Our May/June 2013 “On My Deathbed” Winner Explains His Picks
May/June 2013 “On My Deathbed” winner Joe Holt reveals his prize picks. From Queen to The Civil Wars, read Joe’s ruminations on the picks that helped him win the Martin CPCPA1 Plus Acoustic/Electric Guitar. And enter the July/August “On My Deathbed” contest for your chance to win a Martin CEO-6 Black Guitar.
A Day At The Races – Queen
While A Night at the Opera was the first Queen album I heard (and the most famous one) this album is my favourite one by the band. “You Take My Breath Away” is my favourite Queen song, with all the harmony parts sung by Freddie for a wall of sound. Classics like “Somebody to Love” and “Good Old Fashioned Lover Boy” make this perhaps the overall strongest album by them.
Helplessness Blues – Fleet Foxes
I bought this album a few months ago and listened to it on repeat for weeks. Again, the partnership between Robin Pecknold’s lyrics with the music from the band is incredible. With thoughtfully retrospective lyrics and a strong undercurrent of soul-searching, this album touches places that many other bands cannot. Also it gives me lots of hipster street cred.

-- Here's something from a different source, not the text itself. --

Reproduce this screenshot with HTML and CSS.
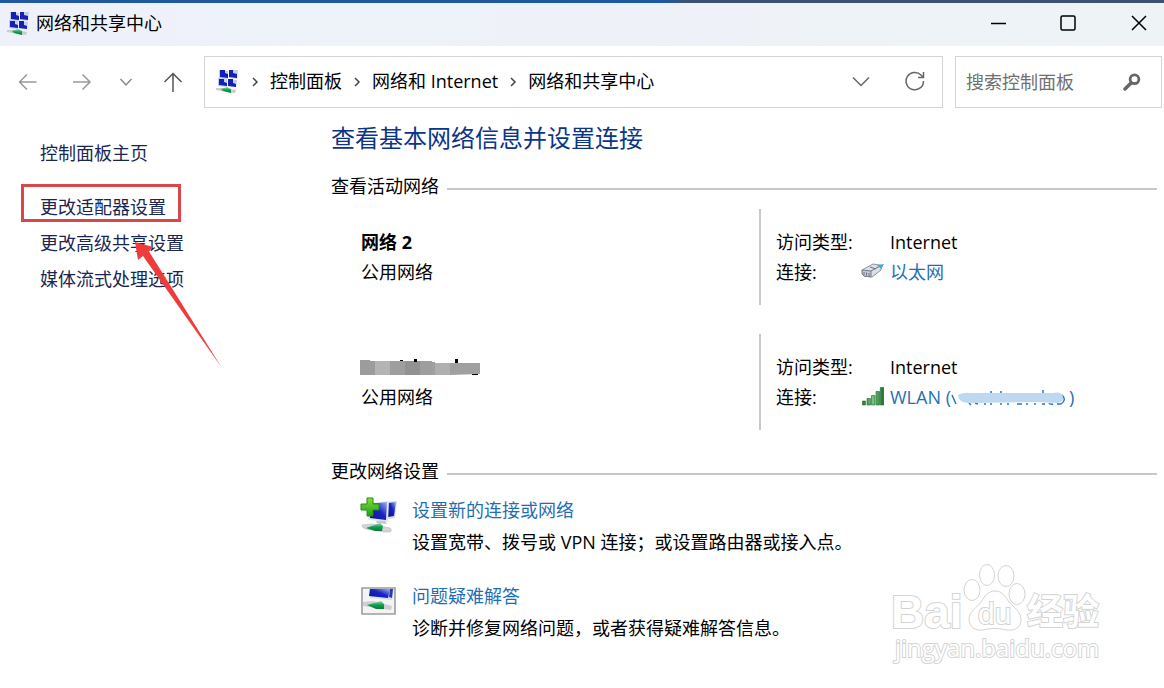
FILE: index.html
```html
<!DOCTYPE html>
<html lang="zh-CN">
<head>
<meta charset="utf-8">
<title>网络和共享中心</title>
<link rel="stylesheet" href="styles.css">
</head>
<body>
<svg class="defs" aria-hidden="true">
  <defs>
    <linearGradient id="screen" x1="0" y1="1" x2="1" y2="0">
      <stop offset="0" stop-color="#0d0f86"/><stop offset=".55" stop-color="#1a26c4"/><stop offset="1" stop-color="#9fb4f2"/>
    </linearGradient>
    <linearGradient id="plus" x1="0" y1="0" x2="0" y2="1">
      <stop offset="0" stop-color="#7ee03c"/><stop offset="1" stop-color="#1fa010"/>
    </linearGradient>
    <linearGradient id="cable" x1="0" y1="0" x2="0" y2="1">
      <stop offset="0" stop-color="#8fdcae"/><stop offset=".5" stop-color="#0f9f4c"/><stop offset="1" stop-color="#0a7a38"/>
    </linearGradient>
    <linearGradient id="bar" x1="0" y1="0" x2="1" y2="0">
      <stop offset="0" stop-color="#2b7a38"/><stop offset=".5" stop-color="#7cc283"/><stop offset="1" stop-color="#1f6b2c"/>
    </linearGradient>
    <symbol id="network" viewBox="0 0 24 24">
      <path d="M3 1l9 1v8l-9-1zM13 1h9l-1 9-8-1zM2 9l9 1v8l-9-1zM12 10l9 1-1 7-8-1z" fill="#c3cdf3"/>
      <path d="M4 1h5v3l3 1v4l-8-1zM13 1h4v3l4 1v4l-8-1zM3 10h5v3l3 1v3l-8-1zM12 10h5v4l3 1v3l-8-1z" fill="#1620b4"/>
      <path d="M0 19l8 0 12 2-1 3-8-1-11-2z" fill="#c6cccf"/>
      <path d="M5 20l6-2 4 2v4l-8-2z" fill="url(#cable)"/>
    </symbol>
  </defs>
</svg>

<header class="titlebar">
  <svg class="app-icon"><use href="#network"/></svg>
  <span class="window-title">网络和共享中心</span>
  <div class="window-buttons">
    <button type="button" aria-label="最小化"><svg width="16" height="16" viewBox="0 0 16 16"><path d="M1 8.500h15"/></svg></button>
    <button type="button" aria-label="最大化"><svg width="16" height="16" viewBox="0 0 16 16"><rect x="1" y="1" width="14" height="14" rx="1.500"/></svg></button>
    <button type="button" aria-label="关闭"><svg width="16" height="16" viewBox="0 0 16 16"><path d="M1 1l14 14M15 1L1 15"/></svg></button>
  </div>
</header>

<nav class="toolbar" aria-label="导航">
  <div class="history">
    <button type="button" class="faded" aria-label="后退"><svg width="20" height="20" viewBox="0 0 20 20"><path d="M18.500 10H2M9 2.500L1.500 10 9 17.500"/></svg></button>
    <button type="button" class="faded" aria-label="前进"><svg width="20" height="20" viewBox="0 0 20 20"><path d="M1 10h16.500M10.500 2.500L18 10l-7.500 7.500"/></svg></button>
    <button type="button" class="recent" aria-label="最近位置"><svg width="20" height="20" viewBox="0 0 20 20"><path d="M4.500 7l5.500 6 5.500-6"/></svg></button>
    <button type="button" class="up" aria-label="向上"><svg width="20" height="20" viewBox="0 0 20 20"><path d="M10 20V1.500M1.500 10L10 1.500l8.500 8.500"/></svg></button>
  </div>
  <div class="address">
    <svg class="app-icon"><use href="#network"/></svg>
    <svg class="sep" viewBox="0 0 8 10"><path d="M2 1l4 4-4 4"/></svg>
    <a href="#">控制面板</a>
    <svg class="sep" viewBox="0 0 8 10"><path d="M2 1l4 4-4 4"/></svg>
    <a href="#">网络和 Internet</a>
    <svg class="sep" viewBox="0 0 8 10"><path d="M2 1l4 4-4 4"/></svg>
    <a href="#">网络和共享中心</a>
    <div class="address-actions">
      <button type="button" aria-label="展开"><svg width="20" height="20" viewBox="0 0 20 20"><path d="M2 6.500l8 8 8-8"/></svg></button>
      <button type="button" aria-label="刷新"><svg width="20" height="20" viewBox="0 0 20 20"><path d="M18.500 10A8.700 8.700 0 1 1 16 4l2.500 2.500M18.500 1v5.500H13"/></svg></button>
    </div>
  </div>
  <form class="search">
    <input type="search" aria-label="搜索控制面板" placeholder="搜索控制面板">
    <button type="button" aria-label="搜索"><svg width="18" height="18" viewBox="0 0 18 18"><circle cx="11.500" cy="6.300" r="4.400" stroke-width="2.800"/><path d="M8 10l-6 6" stroke-width="3.400" stroke-linecap="round"/></svg></button>
  </form>
</nav>

<div class="body">
  <aside class="sidebar">
    <a class="home" href="#">控制面板主页</a>
    <a class="marked" href="#">更改适配器设置</a>
    <a href="#">更改高级共享设置</a>
    <a href="#">媒体流式处理选项</a>
    <svg class="arrow" width="90" height="128" viewBox="0 0 90 128"><path d="M1 1l18 5-4 4.500L88 127 9 15l-5 4z" fill="#ee3b3b"/></svg>
  </aside>

  <main class="content">
    <h1>查看基本网络信息并设置连接</h1>

    <section>
      <h2>查看活动网络</h2>
      <div class="networks">
        <article class="network">
          <div>
            <h3>网络 2</h3>
            <p>公用网络</p>
          </div>
          <dl>
            <dt>访问类型:</dt><dd>Internet</dd>
            <dt>连接:</dt>
            <dd class="link"><svg width="24" height="20" viewBox="0 0 24 20">
              <path d="M2 8L13 2l6 1 3 1-1 4-9 7-8-1z" fill="#dce0e6" stroke="#8c93a0"/>
              <path d="M2 8l9 1v6l-7-1-2-2z" fill="#c4c9d2" stroke="#777d8a"/>
              <path d="M4 10l0 3M6.500 10.500v3M9 11v3M11 9l9-5M10 5l6 2" stroke="#6b7280" fill="none"/>
              <path d="M17 3l7-1-3 5z" fill="#43a8d8"/>
            </svg><a href="#">以太网</a></dd>
          </dl>
        </article>
        <article class="network">
          <div>
            <h3><svg class="hidden-name" width="122" height="20" viewBox="0 0 122 20">
              <path d="M0 5h10v1h15v14H0z" fill="#9c9c9c"/><path d="M15 6h15v14H15z" fill="#b4b4b4"/><path d="M30 6h42v14H30z" fill="#9e9e9e"/>
              <path d="M45 6h15v14H45z" fill="#929292"/><path d="M72 7h3v1h45v11l-30 1H72z" fill="#a0a0a0"/><path d="M75 8h15v12H75z" fill="#b0b0b0"/>
              <path d="M40 5h3v1h-3zM54 4h3v3h-3zM95 4h3v4h-3zM112 19h6v1h-6z" fill="#000"/>
            </svg></h3>
            <p>公用网络</p>
          </div>
          <dl>
            <dt>访问类型:</dt><dd>Internet</dd>
            <dt>连接:</dt>
            <dd class="link"><svg width="24" height="20" viewBox="0 0 24 20" stroke="#1d6a2b" stroke-width=".6" fill="url(#bar)">
              <path d="M2.500 14h3v4h-3zM7 11.500h3.500V18H7zM11.500 8.500H15V18h-3.500zM16 4.500h3.500V18H16zM20.300.5h3.500V18h-3.500z"/>
            </svg><a href="#">WLAN (<svg class="smudge" width="118" height="20" viewBox="0 0 118 20">
              <path d="M1 6l4 9M18 14l2 2M24 14l3 1M34 14v2M40 14v2M40 2v2M50 2v3M50 14v2M57 14v2M66 15h5M76 14v2M84 14v2M92 1v4M91 15h3M98 14q1 2 4 1M106 15h4M111 6q5 5-1 9" fill="none" stroke="#2a78bd" stroke-width="1.500"/>
              <path d="M7 6q5-3 12-2h83q10-2 10 5 1 3-5 5l-20-1-70 1q-10-1-10-8z" fill="#bfd8f2"/>
            </svg>)</a></dd>
          </dl>
        </article>
      </div>
    </section>

    <section>
      <h2>更改网络设置</h2>
      <ul class="tasks">
        <li>
          <svg class="task-icon" width="38" height="38" viewBox="0 0 38 38">
            <path d="M22 5l15-1-2 17-10 2z" fill="#d9dde8"/><path d="M28 6l8-1-2 14-6 1z" fill="url(#screen)"/>
            <path d="M8 6l21-2-1 21-20-2z" fill="#e3e6ef"/><path d="M9 7l18-2-1 18-16-2z" fill="url(#screen)"/>
            <path d="M16 24l9 0 2 3-10-1z" fill="#c3c8d2"/>
            <path d="M2 28l10-1 18 4q3 2 0 4l-6 0-18-3q-4-1-4-4z" fill="#d1d6d8" stroke="#aab0b2" stroke-width=".5"/>
            <path d="M6 31l14-5 3 3-1 5-7 0z" fill="url(#cable)"/>
            <path d="M7 1h6v6h6v6h-6v6H7v-6H1V7h6z" fill="url(#plus)" stroke="#238c17"/>
          </svg>
          <div>
            <a href="#">设置新的连接或网络</a>
            <p>设置宽带、拨号或 VPN 连接；或设置路由器或接入点。</p>
          </div>
        </li>
        <li>
          <svg class="task-icon" width="38" height="38" viewBox="0 0 38 38">
            <path d="M2 5h33v26H2z" fill="#f4f4f4" stroke="#9a9da0" stroke-width="1.600"/>
            <path d="M9 6h25l-2 11-22-2z" fill="#d8dce6"/><path d="M10 6h20l-2 9-19-2z" fill="url(#screen)"/><path d="M30 6h3l-1 9-3-1z" fill="#2638be"/>
            <path d="M3 19l10-1 19 5-1 4-14-2-14-2z" fill="#c9cfd2"/>
            <path d="M7 22l14-4 3 3v5l-8 0z" fill="url(#cable)"/>
          </svg>
          <div>
            <a href="#">问题疑难解答</a>
            <p>诊断并修复网络问题，或者获得疑难解答信息。</p>
          </div>
        </li>
      </ul>
    </section>
  </main>
</div>

<svg class="watermark" width="216" height="110" viewBox="0 0 216 110">
  <text class="wm-brand" x="3" y="72">Bai</text>
  <ellipse cx="84" cy="34" rx="8" ry="10.500"/><ellipse cx="99" cy="19" rx="7.500" ry="10.500"/>
  <ellipse cx="118" cy="20" rx="8" ry="10.500"/><ellipse cx="129" cy="38" rx="8" ry="10.500"/>
  <path d="M107 35c7 0 10 5 14 11 4 5 12 9 12 18 0 8-7 11-14 10-9-2-16-2-24 0-8 1-14-3-14-11s8-11 12-17 7-11 14-11z"/>
  <text class="wm-du" x="90" y="68">du</text>
  <text class="wm-cn" x="139" y="69">经验</text>
  <text class="wm-url" x="7" y="101">jingyan.baidu.com</text>
</svg>
</body>
</html>
```
FILE: styles.css
```css
* { box-sizing: border-box; }

body {
  margin: 0;
  min-height: 100vh;
  position: relative;
  background: #fff;
  color: #000;
  font: 18px/30px "Open Sans", "Noto Sans CJK SC", sans-serif;
}

h1, h2, h3, p, dl, dd, ul { margin: 0; padding: 0; }
a { color: inherit; text-decoration: none; }
svg { display: block; flex: none; }
.defs { position: absolute; width: 0; height: 0; }

button {
  display: flex;
  align-items: center;
  justify-content: center;
  padding: 0;
  border: 0;
  background: none;
  color: inherit;
}

button svg, .sep { fill: none; stroke: currentColor; stroke-width: 1.500; }

.titlebar {
  display: flex;
  align-items: center;
  height: 46px;
  padding: 0 0 4px 7px;
  border-top: 3px solid #2c5690;
  border-image: linear-gradient(90deg, #1f58a0 0 57%, #3d5270 59%) 3;
  background: linear-gradient(90deg, #eef1fa, #eef3f6);
}

.app-icon { width: 24px; height: 24px; }
.window-title { margin-left: 5px; }
.window-buttons { display: flex; margin-left: auto; }
.window-buttons button { width: 70px; height: 39px; }
.window-buttons button:last-child { width: 50px; margin-left: 11px; }

.toolbar {
  display: flex;
  gap: 12px;
  padding: 10px 2px 12px 0;
}

.history { display: flex; align-items: center; width: 192px; color: #555; }
.history button { flex: none; width: 52px; height: 52px; }
.history .faded { color: #999; }
.history .faded:first-child { width: 56px; }
.history .recent { width: 36px; color: #888; }
.history .up { width: 58px; }

.address {
  flex: 1;
  display: flex;
  align-items: center;
  height: 52px;
  padding: 0 0 2px 11px;
  border: 1px solid #d2d4d6;
}

.sep { width: 8px; height: 10px; margin: 2px 11px 0; color: #444; }
.address-actions { display: flex; margin-left: auto; color: #666; }
.address-actions button { width: 54px; height: 48px; }

.search {
  display: flex;
  align-items: center;
  width: 207px;
  height: 52px;
  border: 1px solid #d2d4d6;
}

.search input {
  flex: 1;
  min-width: 0;
  height: 40px;
  padding: 0 0 0 10px;
  border: 0;
  outline: 0;
  background: none;
  font: inherit;
}

.search input::placeholder { color: #707070; opacity: 1; }
.search button { width: 58px; height: 50px; color: #666; }

.body {
  display: grid;
  grid-template-columns: 331px 1fr;
}

.sidebar {
  position: relative;
  display: flex;
  flex-direction: column;
  align-items: flex-start;
  padding: 15px 0 0 40px;
  color: #1a2650;
  line-height: 36px;
}

.home { margin-bottom: 18px; }
.marked { position: relative; }

.marked::after {
  content: "";
  position: absolute;
  inset: -5px -15px 3px -19px;
  border: 3px solid #d94748;
}

.arrow { position: absolute; left: 134px; top: 121px; }

.content { padding-right: 7px; }

h1 {
  color: #0b3588;
  font-size: 24px;
  font-weight: 400;
  line-height: 36px;
}

h2 {
  display: flex;
  align-items: center;
  gap: 8px;
  margin: 15px 0 8px;
  font-size: 18px;
  font-weight: 400;
}

h2::after { content: ""; flex: 1; height: 2px; margin-top: 6px; background: #c8c8c8; }
h3 { height: 30px; font-size: 18px; line-height: 30px; }

.networks { display: grid; gap: 29px; margin-bottom: 26px; }

.network {
  display: grid;
  grid-template-columns: 1fr 1fr;
  padding-left: 30px;
}

.network > div { padding: 18px 0; }
.hidden-name { margin: 3px 0 0 -1px; }
h3 { display: flow-root; }

.network dl {
  display: grid;
  grid-template-columns: 84px 1fr;
  padding: 18px 0 18px 15px;
  border-left: 2px solid #c8c8c8;
}

.network dd { padding-left: 30px; }
.network .link { display: flex; align-items: center; gap: 6px; padding-left: 0; }
.link a, .tasks a { color: #1f6fb5; }
.smudge { display: inline-block; vertical-align: middle; }

.tasks { display: grid; gap: 22px; padding-left: 29px; list-style: none; line-height: 32px; }
.tasks li { display: flex; gap: 14px; }
.task-icon { margin-top: 3px; }
.tasks a { display: block; }

.watermark {
  position: absolute;
  right: 60px;
  bottom: 22px;
  overflow: visible;
  fill: #fff;
  stroke: #d4d4d4;
  stroke-width: 1;
}

.watermark text { stroke-width: 2; paint-order: stroke; }
.wm-brand { font: bold 46px "Liberation Sans", sans-serif; }
.wm-du { font: 30px "Liberation Sans", sans-serif; }
.wm-cn { font: bold 36px "Noto Sans CJK SC", sans-serif; }
.wm-url { font: 24px "Open Sans", sans-serif; }
```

The Wild Hunt – Tallest Man On Earth
I’ve recently gotten into The Tallest Man on Earth, and this album inspired a lot of the songs I’ve been writing recently. His guitar playing is astounding, with notable tracks being “Troubles Will Be Gone” and “Love is All.” The lyrical depth and vocal acrobatics don’t hurt, either.
Boys And Girls – Alabama Shakes
I saw the Alabama Shakes play the House of Blues in Boston and they were incredible. Singer Brittany Howard is full of energy and sounds even better live than she does on the album. They’re one of the few bands that became successful purely based on the quality of the music, which is of course something to admire.
Barton Hollow – The Civil Wars
Joy Williams and John Paul White have scarily good chemistry together. When you watch videos of them singing, they look completely at ease with one another – it’s almost as if they share one body’s emotions. Smart songwriting and emotional harmonies make this album one of my top 10.
Radio Music Society – Esperanza Spalding
Esperanza is a genius. I have no idea how she does what she does – the composition of the music for her huge band, the way she can play arrhythmic, complex bass lines while singing the melody – she’s amazing. I saw her play in New York and she tried to do a sing along, but her music was too complicated for the audience! We couldn’t sing that many notes.
Permission To Land – The Darkness
This album is just fun. The Darkness have the best live show I’ve ever seen, with singer Justin Hawkins stage-diving and crowd-surfing his way through their old classics and their newer material. The songs are full of energy and life and never take themselves too seriously, which is something that should be appreciated. There’s something admirable about a mustachioed 38 year old jumping around in a leather catsuit, screaming the C-word in a piercing falsetto.
Absolution – Muse
I remember sitting on the bus listening to “Thoughts of a Dying Atheist” and suddenly thinking about becoming a musician. Something about that song clicked for me and made me want to do this for a living. Also, this album ranges from the most beautiful ballads (“Endlessly”) to straight-ahead hard rock (“The Small Print”) and never gets boring. It’s one of the most thoughtful albums by a rock band in the last 20 years.
Foxy Shazam – Foxy Shazam
I heard of Foxy Shazam when I saw them open for the Darkness in Webster Hall, NYC. Things I remember from the concert: the singer pelvic thrusting so hard he knocked his mic over, the keyboardist standing on the piano and turning in circles during his solo, the singer eating a box of cigarettes, the singer eating his mic – and they were just opening. This is a great modern rock band that, like The Darkness, isn’t afraid to have fun with their music.
Astral Weeks – Van Morrison
I bought this album after reading Lester Bang’s incredible collection of music reviews, “Psychotic Reactions and Carburetor Dung.” The album is fantastic. Unlike the poppy, almost predictable later work of Van Morrison, “Astral Weeks” is a complex, meditative piece of work. He’ll sing the same word fifteen times in a row, turning it over in his mouth and spitting it out again, a different sounding entity each time. There was no format to the songs – session musicians simply improvised over Van’s melody and chords, and the album sounds fresh and original.